Dodge and others note that by retaining the title and role of defense and interior minister, moving special security units out of the defense ministry, streamlining the military hierarchy, and controlling high-ranking appointments, Maliki has circumvented the military chain of command and, in effect, coup proofed the military. He has also moved to tighten control over the intelligence and security services. As in Saddam's time, Iraq now has six separate intelligence services overseeing each other and everyone else. According to Dodge's figures, 933,000 people are employed in the Iraqi Security Forces, an estimated 8 percent of the Iraqi workforce and twelve percent of the male population.  Other sources describe Maliki as targeting midlevel intelligence-officers to drive them out if they are seen as threats to him. The effect has been to undermine the coherence of the chain of command and fracture the ability to produce and utilize actionable intelligence. Shiite security forces masquerading as militias maintained secret prisons, conducted kidnappings and targeted killings with apparent impunity. Dodge estimates that given Maliki's control over special security, intelligence, police, and prisons, no one in Iraq's growing security apparat would dare challenge him. Dodge is almost certainly correct.

Maliki has made similar moves toward political consolidation. Borrowing Allawi's popular tactic of building a secular, Iraqi national coalition, Maliki tried to build a pan-Iraqi coalition in the months leading up to the March 2010 election and wooed disaffected Sunni Arab leaders unhappy with Maliki's chief rival Ayad Allawi's secular and cross-national Iraqiyya Party. When this proved insufficient to win over Sunni Arab and secular supporters, he turned to sectarian rhetoric.

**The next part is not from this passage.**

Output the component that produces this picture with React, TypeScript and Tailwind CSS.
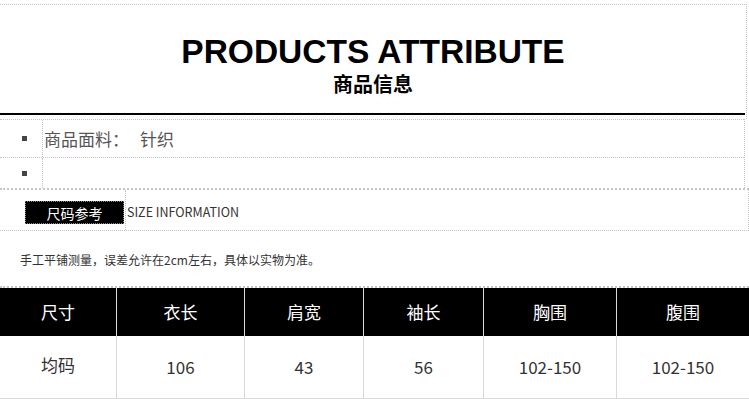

He moved closer to Shiite extremist cleric Muqtada al-Sadr, whose militia he had previously shut down and leaders arrested, and accused his rivals of supporting the return of the Baathists and the purge that would follow their return. When the Iraqiyya Party with Sunni Arab support won 91 seats and Maliki's State of Law party only 89, Maliki rejected the results and as commander-in-chief declared that without a recount there would be a return to violence. Although the constitution said the party winning the majority in the elections had the first right to form a new government, the court decided that a post-election coalition could take that right from the party winning the most seats. Sadr's joining Maliki gave the prime minister the authority to move forward and ignore Iraqiyya and its leaders.

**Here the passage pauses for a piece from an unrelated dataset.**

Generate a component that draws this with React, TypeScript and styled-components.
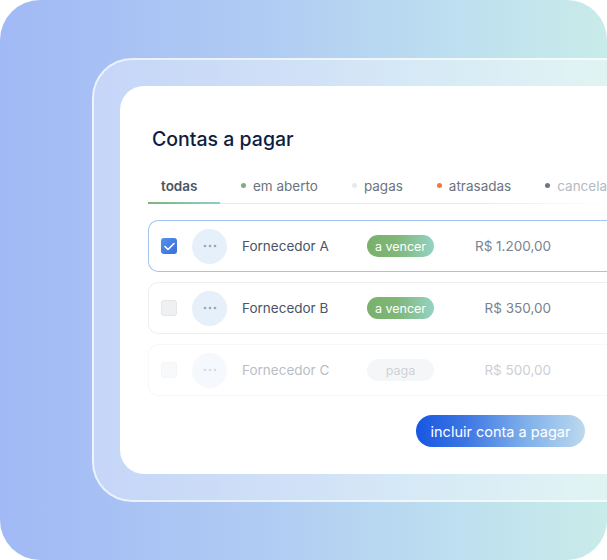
import React from 'react'
import styled, { createGlobalStyle } from 'styled-components'

const GlobalStyle = createGlobalStyle`
    html, body {
        margin: 0;
        padding: 0;
        background: #ffffff;
        overflow: hidden;
    }
    * {
        box-sizing: border-box;
    }
`

const Backdrop = styled.div`
    width: 607px;
    height: 560px;
    border-radius: 40px;
    background: linear-gradient(90deg, #a1b9f5 0%, #b1ccf3 45%, #bddff0 75%, #c9ebe9 100%);
    padding: 58px 0 0 92px;
    overflow: hidden;
    font-family: Inter, 'Noto Sans', sans-serif;
`

const Frame = styled.div`
    width: 560px;
    height: 444px;
    border-radius: 40px 0 0 40px;
    border: 2px solid rgba(255, 255, 255, 0.65);
    border-right: none;
    background: linear-gradient(90deg, rgba(255, 255, 255, 0.35), rgba(255, 255, 255, 0.45));
    padding: 26px 0 0 26px;
`

const Card = styled.div`
    width: 100%;
    height: 388px;
    border-radius: 24px 0 0 24px;
    background: #ffffff;
    padding: 41px 0 0 28px;
`

const Content = styled.div`
    width: 437px;
    display: flex;
    flex-direction: column;
`

const Title = styled.h1`
    margin: 0 0 0 4px;
    font-family: Inter, 'Noto Sans', sans-serif;
    font-size: 19.5px;
    line-height: 25px;
    font-weight: 500;
    color: #0e1c3f;
`

const TabBar = styled.div`
    display: flex;
    gap: 8px;
    margin-top: 21px;
    width: 460px;
    border-bottom: 1px solid;
    border-image: linear-gradient(90deg, #e6e8eb 70%, rgba(230, 232, 235, 0)) 1;
`

const Tab = styled.div<{ $active?: boolean; $faded?: boolean }>`
    display: flex;
    align-items: center;
    gap: 7px;
    height: 31px;
    min-width: ${p => (p.$active ? '72px' : 'auto')};
    padding: 0 13px 4px;
    margin-bottom: -1px;
    font-size: 13.5px;
    white-space: nowrap;
    font-weight: ${p => (p.$active ? 600 : 400)};
    color: ${p => (p.$active ? '#4b5563' : p.$faded ? '#b3bac3' : '#6b7480')};
    border-bottom: 2px solid transparent;
    border-image: ${p => (p.$active ? 'linear-gradient(90deg, #7fb476, #8ccfca) 1' : 'none')};
`

const Dot = styled.span<{ $color: string }>`
    width: 5px;
    height: 5px;
    border-radius: 50%;
    background: ${p => p.$color};
`

const Rows = styled.div`
    display: flex;
    flex-direction: column;
    gap: 10px;
    margin-top: 16px;
`

const Row = styled.div<{ $selected?: boolean; $faded?: boolean }>`
    width: 480px;
    height: 52px;
    display: flex;
    align-items: center;
    padding-left: 12px;
    border-radius: 10px;
    border: ${p => (p.$selected ? '1.5px solid #a3c4f0' : '1px solid #eceef1')};
    border-right: none;
    opacity: ${p => (p.$faded ? 0.38 : 1)};
    background: #ffffff;
`

const Checkbox = styled.div<{ $checked?: boolean }>`
    width: 16px;
    height: 16px;
    border-radius: 3px;
    display: flex;
    align-items: center;
    justify-content: center;
    background: ${p => (p.$checked ? 'linear-gradient(135deg, #5590ea, #3b6fd9)' : '#eef0f2')};
    border: ${p => (p.$checked ? 'none' : '1px solid #e3e6ea')};
`

const Avatar = styled.div`
    width: 35px;
    height: 35px;
    border-radius: 50%;
    margin-left: 15px;
    background: #e6f0fa;
    display: flex;
    align-items: center;
    justify-content: center;
`

const Name = styled.div`
    width: 125px;
    margin-left: 15px;
    font-size: 13.5px;
    color: #4a5466;
`

const Pill = styled.div<{ $paid?: boolean }>`
    width: 67px;
    height: 22px;
    border-radius: 11px;
    display: flex;
    align-items: center;
    justify-content: center;
    font-size: 12.5px;
    color: ${p => (p.$paid ? '#7d8794' : '#ffffff')};
    background: ${p => (p.$paid ? '#e7eaed' : 'linear-gradient(90deg, #79b06b 0%, #80b778 45%, #93d3c4 100%)')};
`

const Amount = styled.div`
    width: 117px;
    text-align: right;
    font-size: 13.5px;
    color: #78838f;
`

const Footer = styled.div`
    display: flex;
    justify-content: flex-end;
    margin-top: 19px;
`

const AddButton = styled.button`
    width: 169px;
    height: 32px;
    border: none;
    border-radius: 16px;
    background: linear-gradient(90deg, #1657e2 0%, #3e77e3 30%, #7fb0ea 65%, #bcd9ee 100%);
    color: #ffffff;
    font-family: Inter, 'Noto Sans', sans-serif;
    font-size: 14.5px;
    padding: 0;
    cursor: pointer;
`

const Check = () => (
    <svg width="11" height="9" viewBox="0 0 11 9" fill="none">
        <path d="M1 4.5 L4 7.5 L10 1.5" stroke="#ffffff" strokeWidth="1.6" strokeLinecap="round" strokeLinejoin="round" />
    </svg>
)

const Dots = () => (
    <svg width="14" height="4" viewBox="0 0 14 4">
        <circle cx="2" cy="2" r="1.3" fill="#98a6b8" />
        <circle cx="7" cy="2" r="1.3" fill="#98a6b8" />
        <circle cx="12" cy="2" r="1.3" fill="#98a6b8" />
    </svg>
)

const bills = [
    { name: 'Fornecedor A', status: 'a vencer', amount: 'R$ 1.200,00', checked: true },
    { name: 'Fornecedor B', status: 'a vencer', amount: 'R$ 350,00', checked: false },
    { name: 'Fornecedor C', status: 'paga', amount: 'R$ 500,00', checked: false },
]

const App = () => {
    return (
        <>
            <GlobalStyle />
            <Backdrop>
                <Frame>
                    <Card>
                        <Content>
                            <Title>Contas a pagar</Title>
                            <TabBar>
                                <Tab $active>todas</Tab>
                                <Tab><Dot $color="#79b27a" />em aberto</Tab>
                                <Tab><Dot $color="#e7e9ec" />pagas</Tab>
                                <Tab><Dot $color="#f07a3a" />atrasadas</Tab>
                                <Tab $faded><Dot $color="#6e7686" />cancela</Tab>
                            </TabBar>
                            <Rows>
                                {bills.map(bill => (
                                    <Row key={bill.name} $selected={bill.checked} $faded={bill.status === 'paga'}>
                                        <Checkbox $checked={bill.checked}>{bill.checked && <Check />}</Checkbox>
                                        <Avatar><Dots /></Avatar>
                                        <Name>{bill.name}</Name>
                                        <Pill $paid={bill.status === 'paga'}>{bill.status}</Pill>
                                        <Amount>{bill.amount}</Amount>
                                    </Row>
                                ))}
                            </Rows>
                            <Footer>
                                <AddButton>incluir conta a pagar</AddButton>
                            </Footer>
                        </Content>
                    </Card>
                </Frame>
            </Backdrop>
        </>
    )
}

export default App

In April 2010 in an effort to paper over the bitterness of the "lost" election, Maliki went to Irbil, capital of the Kurdistan Regional Authority, to negotiate with the Kurds and prominent Sunni Arab politicians, including parliamentary leaders Nujayfi and Salih al-Mutlak and Iraqiyya leader, Allawi. He agreed to a 15-point agenda which promised a new degree of power-sharing among Iraq's Sunni and Shiite Arabs and Kurds and the appointment of a Sunni Arab and a Shiite Arab to head the defense and interior ministries. He also promised to create a National Council of Strategic Policies to oversee, approve or veto any major legislation after the prime minister signed it. Leadership of the council was promised to Allawi. Maliki, however, reneged on his commitments. He refused to name a defense minister or an interior minister or establish the special commission and Allawi in turn refused to compromise.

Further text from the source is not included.